═══ Supplied information

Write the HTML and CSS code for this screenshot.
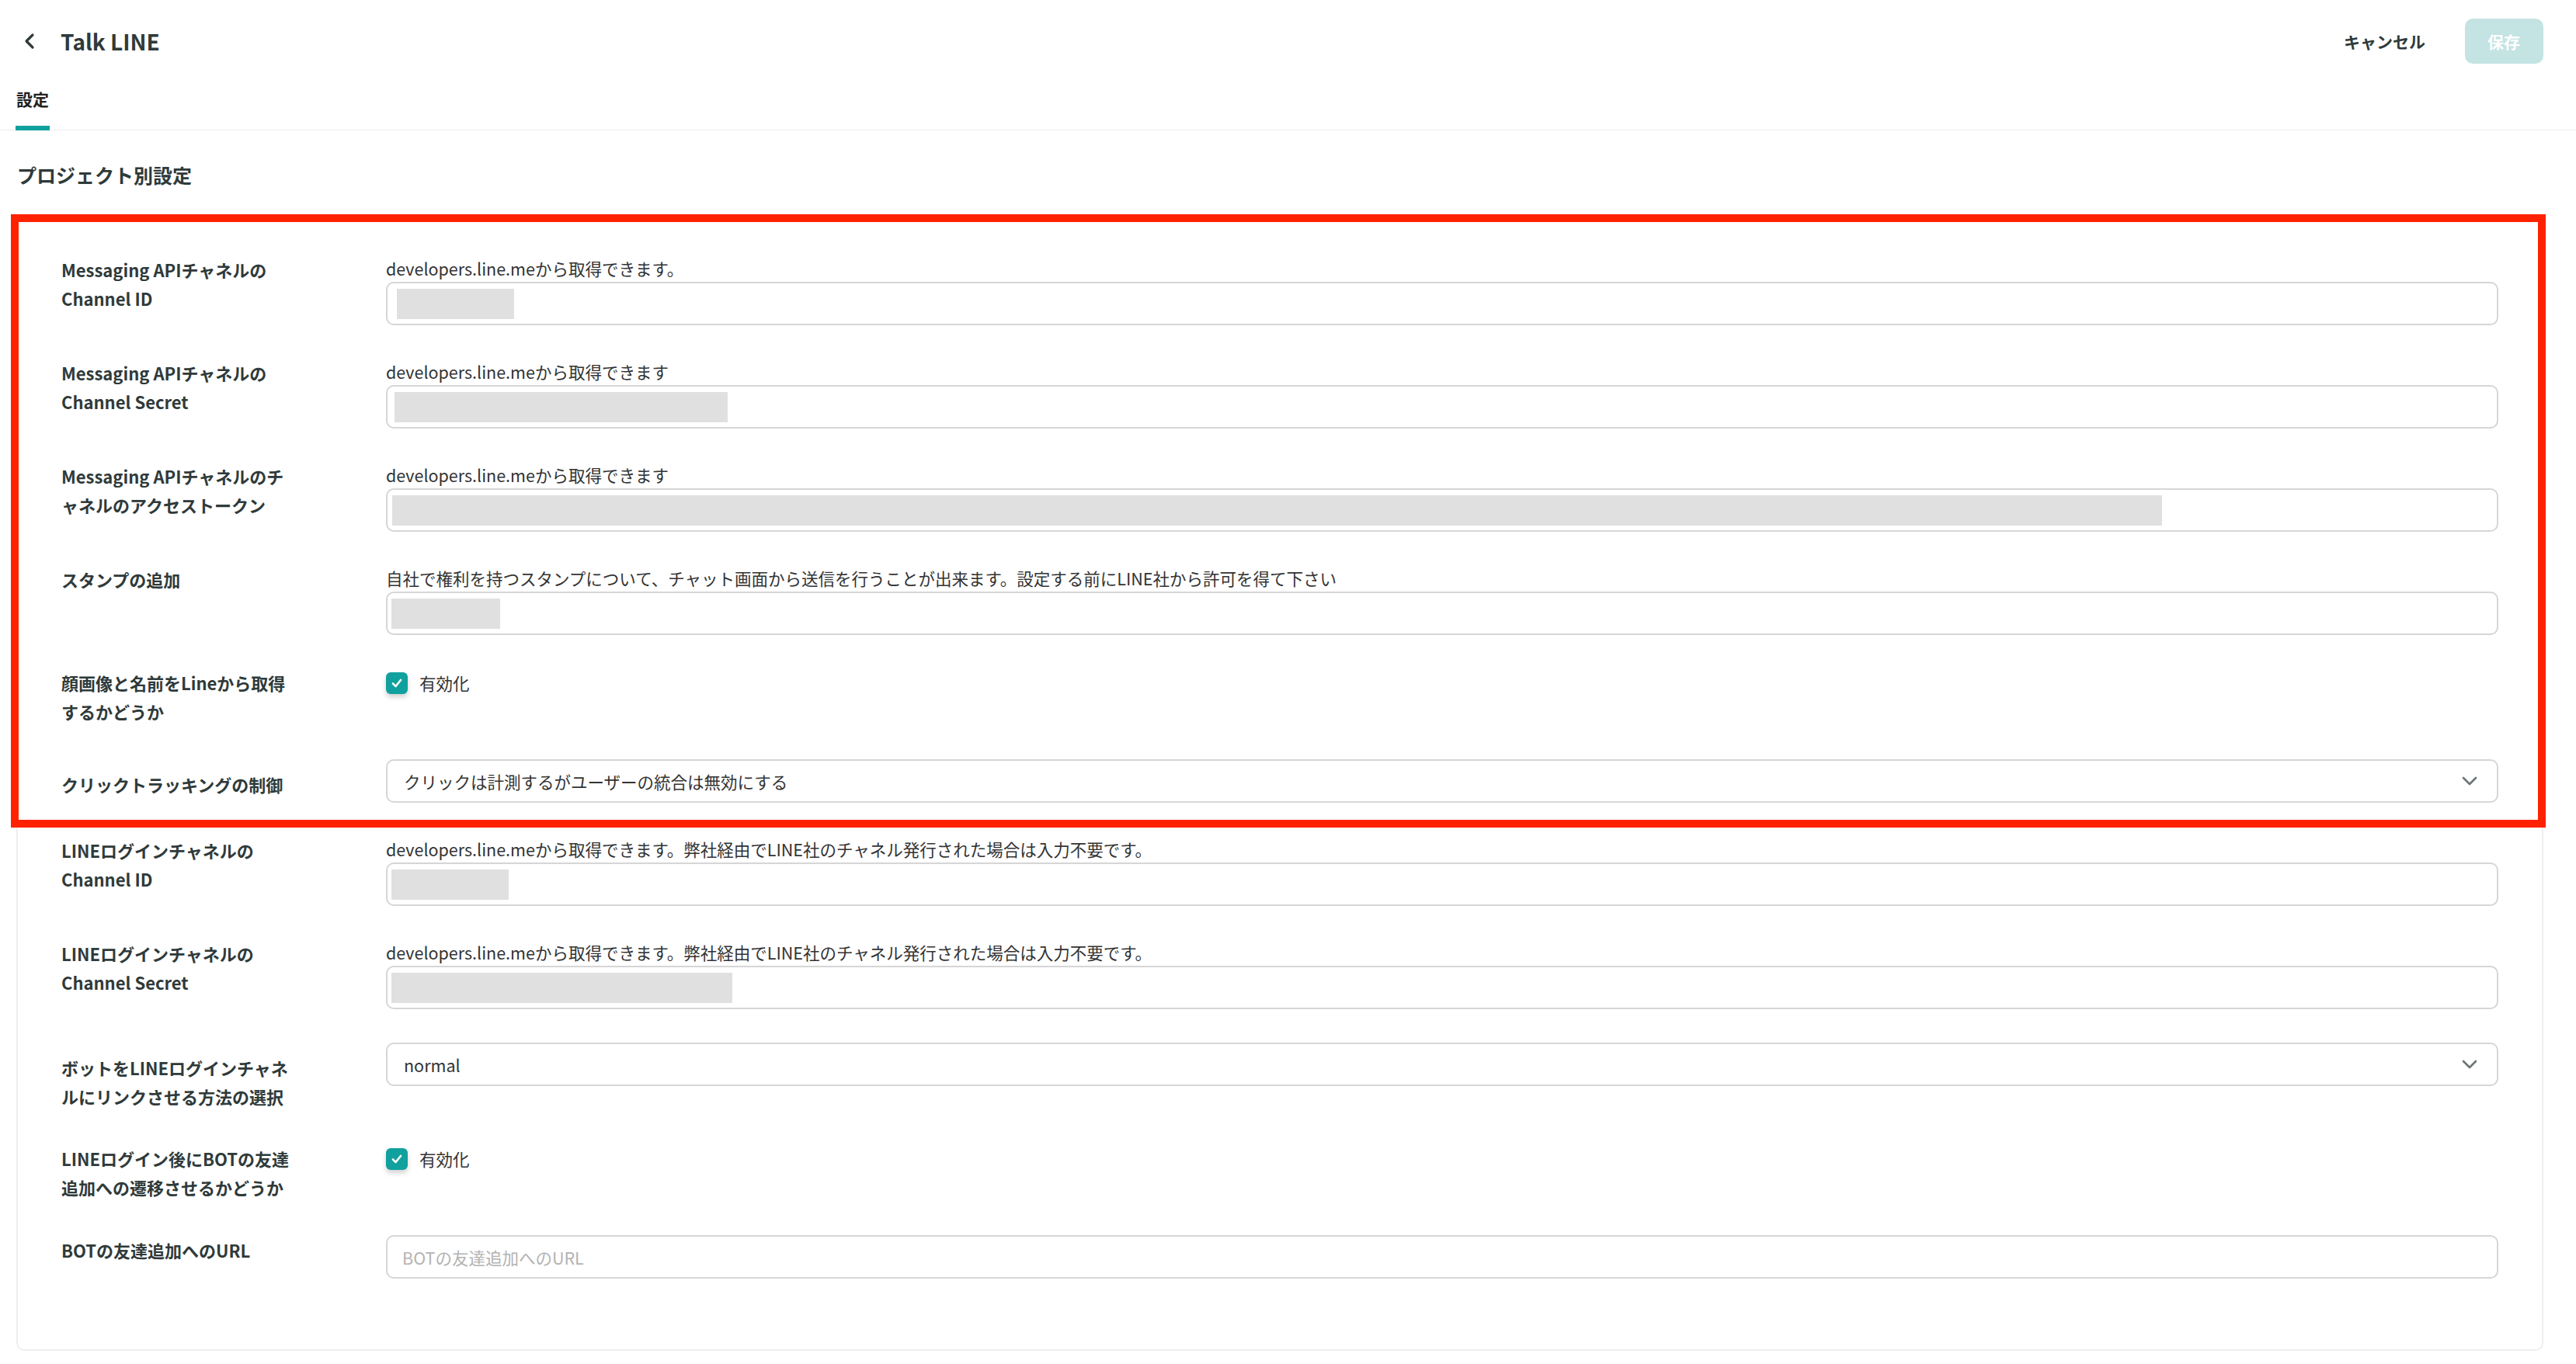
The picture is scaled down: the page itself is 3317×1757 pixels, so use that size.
FILE: index.html
```html
<!DOCTYPE html>
<html lang="ja">

<head>
    <meta charset="UTF-8">
    <title>Talk LINE</title>
    <link rel="stylesheet" href="styles.css">
</head>

<body>
    <header class="topbar">
        <a class="back" href="#">
            <svg width="20" height="22" viewBox="0 0 20 22"><path d="M14 3 L6 11 L14 19" fill="none" stroke="#2f3a3a" stroke-width="3.2" stroke-linecap="round" stroke-linejoin="round"/></svg>
        </a>
        <h1 class="title">Talk LINE</h1>
        <div class="actions">
            <button class="btn-cancel">キャンセル</button>
            <button class="btn-save" disabled>保存</button>
        </div>
    </header>

    <nav class="tabs">
        <a class="tab active" href="#">設定</a>
    </nav>

    <h2 class="section-title">プロジェクト別設定</h2>

    <div class="card">
        <div class="row">
            <div class="label">Messaging APIチャネルの<br>Channel ID</div>
            <div class="field">
                <div class="hint">developers.line.meから取得できます。</div>
                <div class="input"><span class="masked" style="width:151px;margin-left:8px"></span></div>
            </div>
        </div>

        <div class="row">
            <div class="label">Messaging APIチャネルの<br>Channel Secret</div>
            <div class="field">
                <div class="hint">developers.line.meから取得できます</div>
                <div class="input"><span class="masked" style="width:429px;margin-left:5px"></span></div>
            </div>
        </div>

        <div class="row">
            <div class="label">Messaging APIチャネルのチ<br>ャネルのアクセストークン</div>
            <div class="field">
                <div class="hint">developers.line.meから取得できます</div>
                <div class="input"><span class="masked" style="width:2279px;margin-left:2px"></span></div>
            </div>
        </div>

        <div class="row">
            <div class="label">スタンプの追加</div>
            <div class="field">
                <div class="hint">自社で権利を持つスタンプについて、チャット画面から送信を行うことが出来ます。設定する前にLINE社から許可を得て下さい</div>
                <div class="input"><span class="masked" style="width:140px;margin-left:1px"></span></div>
            </div>
        </div>

        <div class="row">
            <div class="label">顔画像と名前をLineから取得<br>するかどうか</div>
            <div class="field">
                <label class="check">
                    <span class="box"><svg width="16" height="14" viewBox="0 0 16 14"><path d="M3 7.5 L6.5 11 L13 3" fill="none" stroke="#fff" stroke-width="2.6" stroke-linecap="round" stroke-linejoin="round"/></svg></span>
                    有効化
                </label>
            </div>
        </div>

        <div class="row">
            <div class="label label-select">クリックトラッキングの制御</div>
            <div class="field">
                <div class="select">
                    <span>クリックは計測するがユーザーの統合は無効にする</span>
                    <svg width="22" height="14" viewBox="0 0 22 14"><path d="M3 3 L11 11 L19 3" fill="none" stroke="#6b7575" stroke-width="2.6" stroke-linecap="round" stroke-linejoin="round"/></svg>
                </div>
            </div>
        </div>

        <div class="row">
            <div class="label">LINEログインチャネルの<br>Channel ID</div>
            <div class="field">
                <div class="hint">developers.line.meから取得できます。弊社経由でLINE社のチャネル発行された場合は入力不要です。</div>
                <div class="input"><span class="masked" style="width:151px;margin-left:1px"></span></div>
            </div>
        </div>

        <div class="row">
            <div class="label">LINEログインチャネルの<br>Channel Secret</div>
            <div class="field">
                <div class="hint">developers.line.meから取得できます。弊社経由でLINE社のチャネル発行された場合は入力不要です。</div>
                <div class="input"><span class="masked" style="width:439px;margin-left:1px"></span></div>
            </div>
        </div>

        <div class="row">
            <div class="label label-select">ボットをLINEログインチャネ<br>ルにリンクさせる方法の選択</div>
            <div class="field">
                <div class="select">
                    <span>normal</span>
                    <svg width="22" height="14" viewBox="0 0 22 14"><path d="M3 3 L11 11 L19 3" fill="none" stroke="#6b7575" stroke-width="2.6" stroke-linecap="round" stroke-linejoin="round"/></svg>
                </div>
            </div>
        </div>

        <div class="row">
            <div class="label">LINEログイン後にBOTの友達<br>追加への遷移させるかどうか</div>
            <div class="field">
                <label class="check">
                    <span class="box"><svg width="16" height="14" viewBox="0 0 16 14"><path d="M3 7.5 L6.5 11 L13 3" fill="none" stroke="#fff" stroke-width="2.6" stroke-linecap="round" stroke-linejoin="round"/></svg></span>
                    有効化
                </label>
            </div>
        </div>

        <div class="row">
            <div class="label label-url">BOTの友達追加へのURL</div>
            <div class="field">
                <div class="input text-input placeholder">BOTの友達追加へのURL</div>
            </div>
        </div>
    </div>

    <!-- 注目枠 -->
    <div class="highlight"></div>
</body>

</html>
```

FILE: styles.css
```css
body {
    margin: 0;
    position: relative;
    font-family: "Noto Sans CJK JP", "Noto Sans", sans-serif;
    color: #2f3a3a;
    background-color: #fff;
}

.topbar {
    display: flex;
    align-items: center;
    height: 106px;
    padding: 0 42px 0 28px;
}

.back {
    display: flex;
    width: 20px;
    height: 22px;
}

.title {
    margin: 0 0 0 30px;
    font-size: 28px;
    font-weight: 700;
    line-height: 40px;
}

.actions {
    display: flex;
    align-items: center;
    gap: 51px;
    margin-left: auto;
}

.btn-cancel {
    padding: 0;
    border: none;
    background: none;
    font-family: inherit;
    font-size: 21px;
    font-weight: 700;
    color: #2f3a3a;
}

.btn-save {
    height: 58px;
    padding: 0 30px 0 29px;
    border: none;
    border-radius: 10px;
    background-color: #c4e3e3;
    font-family: inherit;
    font-size: 21px;
    font-weight: 700;
    color: #fff;
}

.tabs {
    height: 62px;
    box-sizing: border-box;
    border-bottom: 1px solid #ececec;
    padding-left: 20px;
}

.tab {
    display: inline-block;
    padding: 6px 1px 20px;
    font-size: 21px;
    font-weight: 700;
    line-height: 30px;
    color: #222;
    text-decoration: none;
}

.tab.active {
    border-bottom: 6px solid #10a19e;
}

.section-title {
    margin: 40px 0 0 22px;
    font-size: 25px;
    font-weight: 700;
    line-height: 34px;
}

.card {
    display: flex;
    flex-direction: column;
    gap: 43px;
    margin: 39px 42px 0 21px;
    padding: 46px 56px 91px;
    border: 2px solid #efefef;
    border-radius: 10px;
}

.row {
    display: flex;
}

.label {
    flex: 0 0 418px;
    font-size: 22px;
    font-weight: 700;
    line-height: 37px;
    white-space: nowrap;
}

.label-select {
    padding-top: 14px;
}

.label-url {
    padding-top: 1px;
}

.field {
    flex: 1;
    min-width: 0;
}

.hint {
    font-size: 21.5px;
    line-height: 34px;
    color: #333;
    white-space: nowrap;
}

.input,
.select {
    display: flex;
    align-items: center;
    height: 56px;
    box-sizing: border-box;
    border: 2px solid #d6d6d6;
    border-radius: 10px;
    padding: 0 4px;
}

.masked {
    height: 39px;
    background-color: #e0e0e0;
}

.select {
    justify-content: space-between;
    padding: 0 24px 0 21px;
    font-size: 21.5px;
    color: #333;
}

.text-input {
    padding-left: 19px;
    font-size: 21.5px;
}

.placeholder {
    color: #b3b3b3;
}

.check {
    display: flex;
    align-items: center;
    gap: 15px;
    height: 37px;
    font-size: 21.5px;
    color: #333;
}

.check .box {
    display: flex;
    align-items: center;
    justify-content: center;
    width: 28px;
    height: 28px;
    border-radius: 6px;
    background-color: #10a19e;
    box-shadow: 0 4px 6px rgba(0, 0, 0, 0.18);
}

.highlight {
    position: absolute;
    left: 14px;
    top: 276px;
    width: 3264px;
    height: 790px;
    box-sizing: border-box;
    border: 10px solid #ff2200;
}
```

══════

What this task involves: Restate the entire listing word for word, excluding pictures.

Answer for the task:
Write the HTML and CSS code for this screenshot.
The picture is scaled down: the page itself is 3317×1757 pixels, so use that size.
FILE: index.html
```html
<!DOCTYPE html>
<html lang="ja">

<head>
    <meta charset="UTF-8">
    <title>Talk LINE</title>
    <link rel="stylesheet" href="styles.css">
</head>

<body>
    <header class="topbar">
        <a class="back" href="#">
            <svg width="20" height="22" viewBox="0 0 20 22"><path d="M14 3 L6 11 L14 19" fill="none" stroke="#2f3a3a" stroke-width="3.2" stroke-linecap="round" stroke-linejoin="round"/></svg>
        </a>
        <h1 class="title">Talk LINE</h1>
        <div class="actions">
            <button class="btn-cancel">キャンセル</button>
            <button class="btn-save" disabled>保存</button>
        </div>
    </header>

    <nav class="tabs">
        <a class="tab active" href="#">設定</a>
    </nav>

    <h2 class="section-title">プロジェクト別設定</h2>

    <div class="card">
        <div class="row">
            <div class="label">Messaging APIチャネルの<br>Channel ID</div>
            <div class="field">
                <div class="hint">developers.line.meから取得できます。</div>
                <div class="input"><span class="masked" style="width:151px;margin-left:8px"></span></div>
            </div>
        </div>

        <div class="row">
            <div class="label">Messaging APIチャネルの<br>Channel Secret</div>
            <div class="field">
                <div class="hint">developers.line.meから取得できます</div>
                <div class="input"><span class="masked" style="width:429px;margin-left:5px"></span></div>
            </div>
        </div>

        <div class="row">
            <div class="label">Messaging APIチャネルのチ<br>ャネルのアクセストークン</div>
            <div class="field">
                <div class="hint">developers.line.meから取得できます</div>
                <div class="input"><span class="masked" style="width:2279px;margin-left:2px"></span></div>
            </div>
        </div>

        <div class="row">
            <div class="label">スタンプの追加</div>
            <div class="field">
                <div class="hint">自社で権利を持つスタンプについて、チャット画面から送信を行うことが出来ます。設定する前にLINE社から許可を得て下さい</div>
                <div class="input"><span class="masked" style="width:140px;margin-left:1px"></span></div>
            </div>
        </div>

        <div class="row">
            <div class="label">顔画像と名前をLineから取得<br>するかどうか</div>
            <div class="field">
                <label class="check">
                    <span class="box"><svg width="16" height="14" viewBox="0 0 16 14"><path d="M3 7.5 L6.5 11 L13 3" fill="none" stroke="#fff" stroke-width="2.6" stroke-linecap="round" stroke-linejoin="round"/></svg></span>
                    有効化
                </label>
            </div>
        </div>

        <div class="row">
            <div class="label label-select">クリックトラッキングの制御</div>
            <div class="field">
                <div class="select">
                    <span>クリックは計測するがユーザーの統合は無効にする</span>
                    <svg width="22" height="14" viewBox="0 0 22 14"><path d="M3 3 L11 11 L19 3" fill="none" stroke="#6b7575" stroke-width="2.6" stroke-linecap="round" stroke-linejoin="round"/></svg>
                </div>
            </div>
        </div>

        <div class="row">
            <div class="label">LINEログインチャネルの<br>Channel ID</div>
            <div class="field">
                <div class="hint">developers.line.meから取得できます。弊社経由でLINE社のチャネル発行された場合は入力不要です。</div>
                <div class="input"><span class="masked" style="width:151px;margin-left:1px"></span></div>
            </div>
        </div>

        <div class="row">
            <div class="label">LINEログインチャネルの<br>Channel Secret</div>
            <div class="field">
                <div class="hint">developers.line.meから取得できます。弊社経由でLINE社のチャネル発行された場合は入力不要です。</div>
                <div class="input"><span class="masked" style="width:439px;margin-left:1px"></span></div>
            </div>
        </div>

        <div class="row">
            <div class="label label-select">ボットをLINEログインチャネ<br>ルにリンクさせる方法の選択</div>
            <div class="field">
                <div class="select">
                    <span>normal</span>
                    <svg width="22" height="14" viewBox="0 0 22 14"><path d="M3 3 L11 11 L19 3" fill="none" stroke="#6b7575" stroke-width="2.6" stroke-linecap="round" stroke-linejoin="round"/></svg>
                </div>
            </div>
        </div>

        <div class="row">
            <div class="label">LINEログイン後にBOTの友達<br>追加への遷移させるかどうか</div>
            <div class="field">
                <label class="check">
                    <span class="box"><svg width="16" height="14" viewBox="0 0 16 14"><path d="M3 7.5 L6.5 11 L13 3" fill="none" stroke="#fff" stroke-width="2.6" stroke-linecap="round" stroke-linejoin="round"/></svg></span>
                    有効化
                </label>
            </div>
        </div>

        <div class="row">
            <div class="label label-url">BOTの友達追加へのURL</div>
            <div class="field">
                <div class="input text-input placeholder">BOTの友達追加へのURL</div>
            </div>
        </div>
    </div>

    <!-- 注目枠 -->
    <div class="highlight"></div>
</body>

</html>
```

FILE: styles.css
```css
body {
    margin: 0;
    position: relative;
    font-family: "Noto Sans CJK JP", "Noto Sans", sans-serif;
    color: #2f3a3a;
    background-color: #fff;
}

.topbar {
    display: flex;
    align-items: center;
    height: 106px;
    padding: 0 42px 0 28px;
}

.back {
    display: flex;
    width: 20px;
    height: 22px;
}

.title {
    margin: 0 0 0 30px;
    font-size: 28px;
    font-weight: 700;
    line-height: 40px;
}

.actions {
    display: flex;
    align-items: center;
    gap: 51px;
    margin-left: auto;
}

.btn-cancel {
    padding: 0;
    border: none;
    background: none;
    font-family: inherit;
    font-size: 21px;
    font-weight: 700;
    color: #2f3a3a;
}

.btn-save {
    height: 58px;
    padding: 0 30px 0 29px;
    border: none;
    border-radius: 10px;
    background-color: #c4e3e3;
    font-family: inherit;
    font-size: 21px;
    font-weight: 700;
    color: #fff;
}

.tabs {
    height: 62px;
    box-sizing: border-box;
    border-bottom: 1px solid #ececec;
    padding-left: 20px;
}

.tab {
    display: inline-block;
    padding: 6px 1px 20px;
    font-size: 21px;
    font-weight: 700;
    line-height: 30px;
    color: #222;
    text-decoration: none;
}

.tab.active {
    border-bottom: 6px solid #10a19e;
}

.section-title {
    margin: 40px 0 0 22px;
    font-size: 25px;
    font-weight: 700;
    line-height: 34px;
}

.card {
    display: flex;
    flex-direction: column;
    gap: 43px;
    margin: 39px 42px 0 21px;
    padding: 46px 56px 91px;
    border: 2px solid #efefef;
    border-radius: 10px;
}

.row {
    display: flex;
}

.label {
    flex: 0 0 418px;
    font-size: 22px;
    font-weight: 700;
    line-height: 37px;
    white-space: nowrap;
}

.label-select {
    padding-top: 14px;
}

.label-url {
    padding-top: 1px;
}

.field {
    flex: 1;
    min-width: 0;
}

.hint {
    font-size: 21.5px;
    line-height: 34px;
    color: #333;
    white-space: nowrap;
}

.input,
.select {
    display: flex;
    align-items: center;
    height: 56px;
    box-sizing: border-box;
    border: 2px solid #d6d6d6;
    border-radius: 10px;
    padding: 0 4px;
}

.masked {
    height: 39px;
    background-color: #e0e0e0;
}

.select {
    justify-content: space-between;
    padding: 0 24px 0 21px;
    font-size: 21.5px;
    color: #333;
}

.text-input {
    padding-left: 19px;
    font-size: 21.5px;
}

.placeholder {
    color: #b3b3b3;
}

.check {
    display: flex;
    align-items: center;
    gap: 15px;
    height: 37px;
    font-size: 21.5px;
    color: #333;
}

.check .box {
    display: flex;
    align-items: center;
    justify-content: center;
    width: 28px;
    height: 28px;
    border-radius: 6px;
    background-color: #10a19e;
    box-shadow: 0 4px 6px rgba(0, 0, 0, 0.18);
}

.highlight {
    position: absolute;
    left: 14px;
    top: 276px;
    width: 3264px;
    height: 790px;
    box-sizing: border-box;
    border: 10px solid #ff2200;
}
```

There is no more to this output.